The international energy crisis is causing backsliding, with some European countries forced to rely on fossil fuel to a greater extent than they’d planned.
Also, the conference will see pressure on developed countries for a fund to compensate poorer countries that suffer devastating weather events (such as the floods in Pakistan). Australia’s preference is to confine its assistance to its immediate region, rather than commit more widely.
Read more: Politics with Michelle Grattan: Energy expert Bruce Mountain on what to do about the gas crisis
The Australian government will also have to admit that its ambition to host (with Pacific countries) the 2024 COP (which would be before the next election) was overreach. It is now expected to bid for the 2026 conference.
At home, while the government has put its 43% medium-term emissions reduction target into law, it still has to legislate, and regulate, for changes to the Safeguard Mechanism. These will strengthen the obligations on the big polluters.
The legislation will be introduced in the (very crowded) remaining parliamentary weeks of the year. The proposed changes are already running into resistance from some big emitters.
Most immediately, with the public reeling from the budget’s forecast of massive price increases for electricity and gas, the government knows it needs to come up with a gas policy quickly.
The energy crisis, substantially driven by overseas events, has already blown away any chance of Albanese meeting his election promise of a $275 reduction in household power bills by 2025. Ministers dodge questions about the promise, the fate of which is a warning against over-precise commitments.
But being unable to deliver a price cut is now not the issue – it’s how to head off extraordinary price hikes, by taking action on gas.
Appearing on the ABC on Thursday night, Treasurer Jim Chalmers said there were three paths the government could go down: act on tax, provide subsidies to people or companies, or regulate to bring down prices.
“Our preference is to do something with regulation,” he said, and that was the focus of the work being done. “But we don’t want to rule out subsidies or tax.” His aim is an announcement before Christmas.
Meanwhile Treasury is looking at whether changes should be made to the Petroleum Resource Rent Tax. Despite his strongly stated preference for regulatory action, Chalmers said “I do understand […] that in the community there is an appetite for us to get a better return on our resources”; he would consider whatever Treasury said on the PRRT and “try and involve the Australian public in that conversation”.
Labor before the election put itself in a tight corset on taxation generally. But the government would face minimal voter backlash if it decided to impose a super profits tax, although it would involve breaking a promise.
A survey for the Australia Institute’s Climate of the Nation report, launched on Thursday, found 61% support for a windfall profits tax on the oil and gas industry.
Such a tax would, however, obviously bring a sharp reaction from the industry and nervousness about international contracts.
The current policy debate also goes to gas’s longer-term role. The government recognises it as an essential transition fuel, which means fending off critics of new projects.

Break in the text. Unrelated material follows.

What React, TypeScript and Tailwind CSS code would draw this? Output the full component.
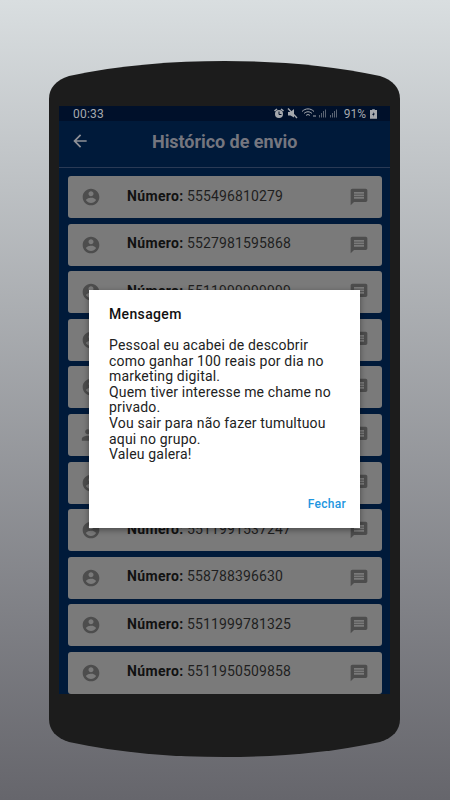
const accountCircle = "M12 2C6.48 2 2 6.48 2 12s4.48 10 10 10 10-4.48 10-10S17.52 2 12 2zm0 3c1.66 0 3 1.34 3 3s-1.34 3-3 3-3-1.34-3-3 1.34-3 3-3zm0 14.2c-2.5 0-4.71-1.28-6-3.22.03-1.99 4-3.08 6-3.08 1.99 0 5.97 1.09 6 3.08-1.29 1.94-3.5 3.22-6 3.22z";
const person = "M16 11c1.66 0 2.99-1.34 2.99-3S17.66 5 16 5s-3 1.34-3 3 1.34 3 3 3zm-8 0c1.66 0 2.99-1.34 2.99-3S9.66 5 8 5 5 6.34 5 8s1.34 3 3 3zm0 2c-2.33 0-7 1.17-7 3.5V19h14v-2.5C15 14.17 10.33 13 8 13zm8 0c-.29 0-.62.02-.97.05 1.16.84 1.97 1.97 1.97 3.45V19h6v-2.5c0-2.33-4.67-3.5-7-3.5z";
const message = "M20 2H4c-1.1 0-1.99.9-1.99 2L2 22l4-4h14c1.1 0 2-.9 2-2V4c0-1.1-.9-2-2-2zm-2 12H6v-2h12v2zm0-3H6V9h12v2zm0-3H6V6h12v2z";

const rows = [
  { n: "555496810279", i: accountCircle },
  { n: "5527981595868", i: accountCircle },
  { n: "5511999999999", i: accountCircle },
  { n: "", i: accountCircle },
  { n: "", i: accountCircle },
  { n: "", i: person },
  { n: "", i: accountCircle },
  { n: "5511991537247", i: accountCircle },
  { n: "558788396630", i: accountCircle },
  { n: "5511999781325", i: accountCircle },
  { n: "5511950509858", i: accountCircle },
];

function Icon({ d, className }: { d: string; className: string }) {
  return (
    <svg viewBox="0 0 24 24" className={className} fill="currentColor">
      <path d={d} fillRule="evenodd" />
    </svg>
  );
}

export default function App() {
  return (
    <div className="w-[450px] h-[800px] overflow-hidden bg-gradient-to-b from-[#d9dee0] to-[#66666c] pl-[49px] pt-[61px] font-['Roboto',sans-serif]">
      <div className="relative w-[351px] h-[696px] px-[10px] pt-[45px]">
        <svg viewBox="0 0 351 696" className="absolute inset-0 w-full h-full text-[#1c1c1c]" fill="currentColor">
          <path d="M0 38 C0 27 7 19 20 15 C70 4 125 0 175.500 0 C226 0 281 4 331 15 C344 19 351 27 351 38 L351 658 C351 669 344 677 331 681 C281 692 226 696 175.500 696 C125 696 70 692 20 681 C7 677 0 669 0 658 Z" />
        </svg>
        <div className="relative w-[331px] h-[588px] overflow-hidden bg-[#001a3a] flex flex-col">
          <div className="h-[15px] shrink-0 bg-[#00102a] flex items-center pl-[14px] pr-[13px] text-[12px] text-[#a6a9ae] leading-none">
            <span className="mr-auto tracking-[0.2px]">00:33</span>
            <svg viewBox="0 0 66 11" className="w-[66px] h-[11px]" fill="#a6a9ae">
              <circle cx="5" cy="6" r="4" />
              <path d="M5 3.500V6.500H7.500" fill="none" stroke="#00102a" strokeWidth="1" />
              <path d="M0 2.500 2.500 0.500 3.500 1.500 1 3.500zM10 2.500 7.500.5 6.500 1.500 9 3.500z" />
              <path d="M14 4h2.500l3.500-3v8.500L16.500 7.500H14z" />
              <path d="M14 .5l9 9.500" stroke="#a6a9ae" strokeWidth="1.300" />
              <path d="M28 3.500c3.500-3.500 8.500-3.500 12 0M30 5.500c2.300-2.300 5.700-2.300 8 0M32 7.500c1.200-1.200 2.800-1.200 4 0" fill="none" stroke="#a6a9ae" strokeWidth="1" />
              <path d="M39 7.500h3v1h-3z" />
              <rect x="45" y="7" width="1" height="2.500" opacity=".55" /><rect x="47" y="5" width="1" height="4.500" opacity=".55" /><rect x="49" y="3" width="1" height="6.500" opacity=".55" /><rect x="51" y="1.500" width="1" height="8" opacity=".55" />
              <rect x="56" y="7" width="1" height="2.500" opacity=".55" /><rect x="58" y="5" width="1" height="4.500" opacity=".55" /><rect x="60" y="3" width="1" height="6.500" opacity=".55" /><rect x="62" y="1.500" width="1" height="8" opacity=".55" />
            </svg>
            <span className="ml-[4px]">91%</span>
            <svg viewBox="0 0 8 11" className="w-[7px] h-[10px] ml-[4px]" fill="#a6a9ae">
              <path d="M2.500 0h3v1H8v10H0V1h2.500z" />
              <path d="M4.500 2.500 2.500 6.500h1.500L3.500 9l2-4H4z" fill="#00102a" />
            </svg>
          </div>
          <div className="h-[47px] shrink-0 flex items-center border-b border-[#2a3a55]">
            <svg viewBox="0 0 24 24" className="w-[20px] h-[20px] ml-[11px] text-[#8f9197] -translate-y-[3px]" fill="currentColor">
              <path d="M20 11H7.830l5.590-5.590L12 4l-8 8 8 8 1.410-1.410L7.830 13H20v-2z" />
            </svg>
            <span className="ml-[62px] -translate-y-[3px] text-[18px] font-bold tracking-[-0.05px] text-[#75767f]">Histórico de envio</span>
          </div>
          <div className="flex flex-col gap-[5.6px] pt-[8px] pl-[9px] pr-[8px]">
            {rows.map((r, idx) => (
              <div key={idx} className="h-[42px] shrink-0 rounded-[3px] bg-[#7a7a7a] flex items-center pl-[13px] pr-[13px] text-[#111]">
                <Icon d={r.i} className="w-[20px] h-[20px] text-[#4d4d4d]" />
                <div className="ml-[26px] flex-1 text-[14px] -translate-y-[1px]">
                  {r.n && (
                    <>
                      <b className="font-bold tracking-[0.35px]">Número:</b>{" "}
                      <span className="text-[#1f1f1f] tracking-[0.13px]">{r.n}</span>
                    </>
                  )}
                </div>
                <Icon d={message} className="w-[20px] h-[20px] text-[#4d4d4d]" />
              </div>
            ))}
          </div>
        </div>
        <div className="absolute left-[40px] top-[229px] w-[271px] h-[238px] bg-white shadow-[0_2px_6px_rgba(0,0,0,0.4)] pl-[20px] pr-[10px] pt-[16px] flex flex-col">
          <div className="text-[14px] font-medium text-[#111] leading-[17px] tracking-[0.35px]">Mensagem</div>
          <div className="mt-[15px] text-[14px] leading-[15.6px] text-[#222] tracking-[0.18px]">
            Pessoal eu acabei de descobrir<br />
            como ganhar 100 reais por dia no<br />
            marketing digital.<br />
            Quem tiver interesse me chame no<br />
            privado.<br />
            Vou sair para não fazer tumultuou<br />
            aqui no grupo.<br />
            Valeu galera!
          </div>
          <div className="mt-auto mb-[15px] pr-[4px] text-right text-[12px] font-medium tracking-[0.3px] text-[#2196e0]">Fechar</div>
        </div>
      </div>
    </div>
  );
}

Looming state elections in Victoria and NSW are playing into the pressures on the Albanese government.
NSW Liberal Treasurer Matt Kean, who had wanted cost-of-living relief in the budget, later said Bowen needed to “come up with a solution to support homes and business”.

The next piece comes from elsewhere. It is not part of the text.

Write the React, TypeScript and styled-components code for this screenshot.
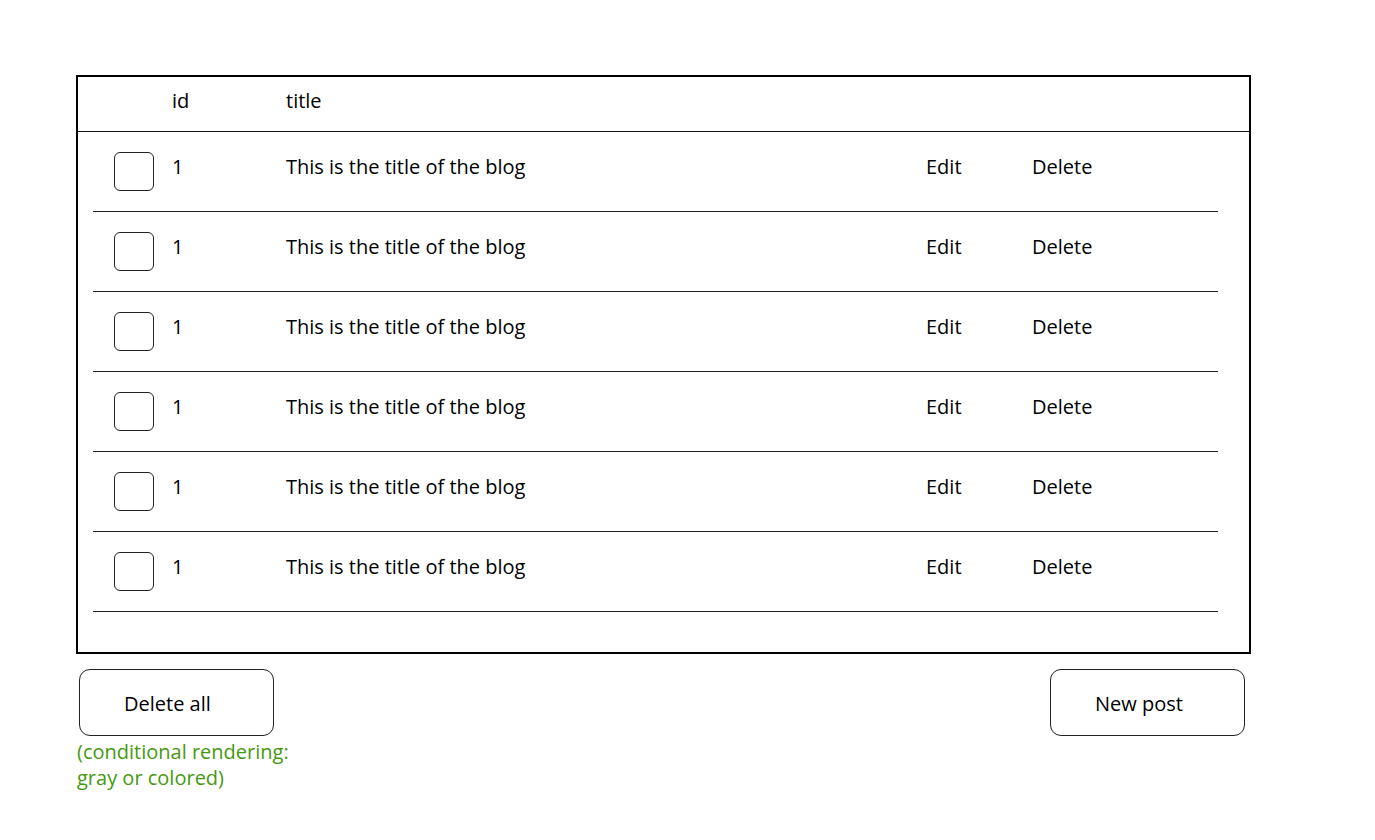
import React from "react";
import styled, { createGlobalStyle } from "styled-components";

const Global = createGlobalStyle`
  html, body { margin: 0; padding: 0; background: #fff; }
  body { font-family: "Open Sans", "Noto Sans", sans-serif; color: #000; }
`;

const Page = styled.div`
  padding: 75px 0 0 76px;
  width: 1175px;
`;

const TableBox = styled.div`
  border: 2px solid #000;
  box-sizing: border-box;
  width: 1175px;
`;

const cols = "58px 114px 640px 106px 1fr";

const HeaderRow = styled.div`
  display: grid;
  grid-template-columns: ${cols};
  align-items: center;
  padding-left: 36px;
  padding-bottom: 7px;
  height: 47px;
  border-bottom: 1px solid #111;
  font-size: 20px;
`;

const Rows = styled.div`
  padding: 0 31px 40px 15px;
`;

const Row = styled.div`
  display: grid;
  grid-template-columns: ${cols};
  align-items: center;
  height: 79px;
  padding-left: 21px;
  border-bottom: 1px solid #222;
  font-size: 20px;
`;

const Cell = styled.span`
  position: relative;
  top: -5px;
  white-space: nowrap;
`;

const Check = styled.div`
  width: 38px;
  height: 37px;
  border: 1px solid #222;
  border-radius: 6px;
`;

const Footer = styled.div`
  display: flex;
  justify-content: space-between;
  padding: 15px 6px 0 3px;
`;

const Btn = styled.button`
  width: 195px;
  height: 67px;
  border: 1px solid #222;
  border-radius: 11px;
  background: #fff;
  font-family: inherit;
  font-size: 20px;
  color: #000;
  text-align: left;
  padding: 2px 0 0 44px;
  box-sizing: border-box;
`;

const Note = styled.div`
  color: #45990f;
  font-size: 20px;
  line-height: 26px;
  margin: 3px 0 0 -2px;
`;

export default function App() {
  const rows = Array.from({ length: 6 });
  return (
    <>
      <Global />
      <Page>
        <TableBox>
          <HeaderRow>
            <span />
            <span>id</span>
            <span>title</span>
            <span />
            <span />
          </HeaderRow>
          <Rows>
            {rows.map((_, i) => (
              <Row key={i}>
                <Check />
                <Cell>1</Cell>
                <Cell>This is the title of the blog</Cell>
                <Cell>Edit</Cell>
                <Cell>Delete</Cell>
              </Row>
            ))}
          </Rows>
        </TableBox>
        <Footer>
          <div>
            <Btn>Delete all</Btn>
            <Note>
              (conditional rendering:
              <br />
              gray or colored)
            </Note>
          </div>
          <Btn>New post</Btn>
        </Footer>
      </Page>
    </>
  );
}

Victoria’s Premier Dan Andrews urged a “domestic reserve” (as exists in Western Australia) “so that our gas is for our businesses and our households first and then the bit that we don’t need, these private companies can sell that to the world”. Some in federal Labor thought Andrews had a hide, given Victoria’s ban on onshore unconventional gas mining.
At the federal level, Industry Minister Ed Husic has again lashed out at the gas companies, declaring “this is not a shortage of supply problem; this is a glut of greed problem”. The Australian Petroleum Production & Exploration Association (APPEA), accused him of demonising the industry.

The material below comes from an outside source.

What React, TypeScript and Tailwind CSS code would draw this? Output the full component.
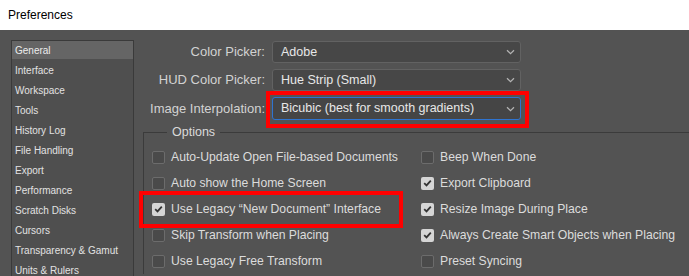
import { ReactNode } from 'react';

const sections = [
  'General',
  'Interface',
  'Workspace',
  'Tools',
  'History Log',
  'File Handling',
  'Export',
  'Performance',
  'Scratch Disks',
  'Cursors',
  'Transparency & Gamut',
  'Units & Rulers',
];

const leftOptions = [
  { label: 'Auto-Update Open File-based Documents', checked: false },
  { label: 'Auto show the Home Screen', checked: false },
  { label: 'Use Legacy \u201CNew Document\u201D Interface', checked: true, marked: true },
  { label: 'Skip Transform when Placing', checked: false },
  { label: 'Use Legacy Free Transform', checked: false },
];

const rightOptions = [
  { label: 'Beep When Done', checked: false },
  { label: 'Export Clipboard', checked: true },
  { label: 'Resize Image During Place', checked: true },
  { label: 'Always Create Smart Objects when Placing', checked: true },
  { label: 'Preset Syncing', checked: false },
];

const Chevron = () => (
  <svg width="9" height="6" viewBox="0 0 9 6" className="shrink-0">
    <path d="M1 1.2l3.5 3.4L8 1.2" fill="none" stroke="#b4b4b4" strokeWidth="1.2" />
  </svg>
);

const Dropdown = ({ value, active, children }: { value: string; active?: boolean; children?: ReactNode }) => (
  <div
    className={
      active
        ? 'relative flex h-[23px] items-center justify-between rounded-[3px] border border-[#2f74d0] bg-[#454545] pl-[8px] pr-[5px]'
        : 'relative flex h-[22px] items-center justify-between rounded-[3px] border border-[#626262] bg-[#474747] pl-[8px] pr-[5px]'
    }
  >
    <span className="text-[12.5px] text-[#e8e8e8]">{value}</span>
    <Chevron />
    {children}
  </div>
);

const Checkbox = ({ checked }: { checked: boolean }) =>
  checked ? (
    <div className="flex h-[13px] w-[13px] shrink-0 items-center justify-center rounded-[2px] bg-[#d5d5d5]">
      <svg width="9" height="8" viewBox="0 0 9 8">
        <path d="M1.2 4.2l2.3 2.2L7.8 1.6" fill="none" stroke="#333333" strokeWidth="1.8" />
      </svg>
    </div>
  ) : (
    <div className="h-[13px] w-[13px] shrink-0 rounded-[2px] border border-[#6c6c6c] bg-[#4a4a4a]" />
  );

const OptionRow = ({ label, checked, marked }: { label: string; checked: boolean; marked?: boolean }) => (
  <div className="relative flex h-[26px] items-center gap-[6px]">
    <Checkbox checked={checked} />
    <span className="whitespace-nowrap text-[12.2px] text-[#dcdcdc]">{label}</span>
    {marked && <div className="absolute -left-[13px] -top-[5px] h-[37px] w-[264px] border-4 border-[#ff0000]" />}
  </div>
);

const App = () => {
  return (
    <div className="h-[276px] w-[689px] overflow-hidden bg-[#535353] font-['Liberation_Sans',Arial,sans-serif]">
      {/* title bar */}
      <div className="flex h-[30px] items-center bg-white pl-[8px]">
        <p className="text-[12px] text-black">Preferences</p>
      </div>

      <div className="flex">
        {/* section list */}
        <aside className="ml-[11px] mt-[10px] h-[300px] w-[123px] shrink-0 border border-[#3a3a3a] bg-[#4f4f4f]">
          <ul className="flex flex-col gap-[2px]">
            {sections.map((s, i) => (
              <li
                key={s}
                className={
                  i === 0
                    ? 'flex h-[18px] items-center bg-[#656565] pl-[3px] text-[10px] text-[#ececec]'
                    : 'flex h-[18px] items-center pl-[3px] text-[10px] text-[#e2e2e2]'
                }
              >
                {s}
              </li>
            ))}
          </ul>
        </aside>

        <main className="flex-1 pt-[11px]">
          {/* pickers */}
          <div className="grid grid-cols-[131px_249px] items-center gap-x-[7px] gap-y-[6px]">
            <p className="text-right text-[13px] text-[#d2d2d2]">Color Picker:</p>
            <Dropdown value="Adobe" />
            <p className="text-right text-[13px] text-[#d2d2d2]">HUD Color Picker:</p>
            <Dropdown value="Hue Strip (Small)" />
            <p className="text-right text-[13px] text-[#d2d2d2]">Image Interpolation:</p>
            <Dropdown value="Bicubic (best for smooth gradients)" active>
              <div className="absolute -left-[7px] -top-[7px] h-[37px] w-[263px] border-4 border-[#ff0000]" />
            </Dropdown>
          </div>

          {/* options */}
          <fieldset className="ml-[9px] mt-[4px] border-l border-t border-[#3b3b3b] pl-[8px] pt-[4px]">
            <legend className="ml-[15px] px-[5px] text-[12.5px] leading-[16px] text-[#dadada]">Options</legend>
            <div className="grid grid-cols-[269px_1fr]">
              <div className="flex flex-col">
                {leftOptions.map((o) => (
                  <OptionRow key={o.label} {...o} />
                ))}
              </div>
              <div className="flex flex-col">
                {rightOptions.map((o) => (
                  <OptionRow key={o.label} {...o} />
                ))}
              </div>
            </div>
          </fieldset>
        </main>
      </div>
    </div>
  );
};

export default App;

As the energy issue flared, the government might not have been surprised at opinion polls showing the budget’s poor reception. In Newspoll, 47% thought the budget bad for them, and 29% said it was bad for the economy. But people didn’t think the Coalition would have done any better.
The ANU’s “Economic and other wellbeing in Australia” October survey, out this week, highlighted the impact of general cost-of-living pressures. The survey of nearly 3,500 (completed before the budget) found a steep increase during the year in the proportion of people “who think rising prices are a very big problem.
“In January 2022, over one in three (37.4 per cent) Australians thought that price rises were a very big problem. This increased to 54.6 per cent per cent in August 2022 and then again to 56.9 per cent in October 2022.”
The survey found: “One of the key determinants of life satisfaction in October 2022 is people’s experiences of price increases. Life satisfaction in October 2022 was 10 per cent lower for those who thought that rising prices were a very big problem compared to those who did not.”
Read more: Politics with Michelle Grattan: Jim Chalmers, Angus Taylor and Danielle Wood on the budget
Exactly a week after the budget, its inflation forecast was blown up.
On Tuesday the Reserve Bank, increasing the cash rate by 25 basis points, indicated inflation is now expected to peak at 8%, rather than the budget’s 7.75% forecast.
As happened last year, Australians are facing another summer of discontent, this time with escalating living costs replacing Omicron at the top of their worry lists.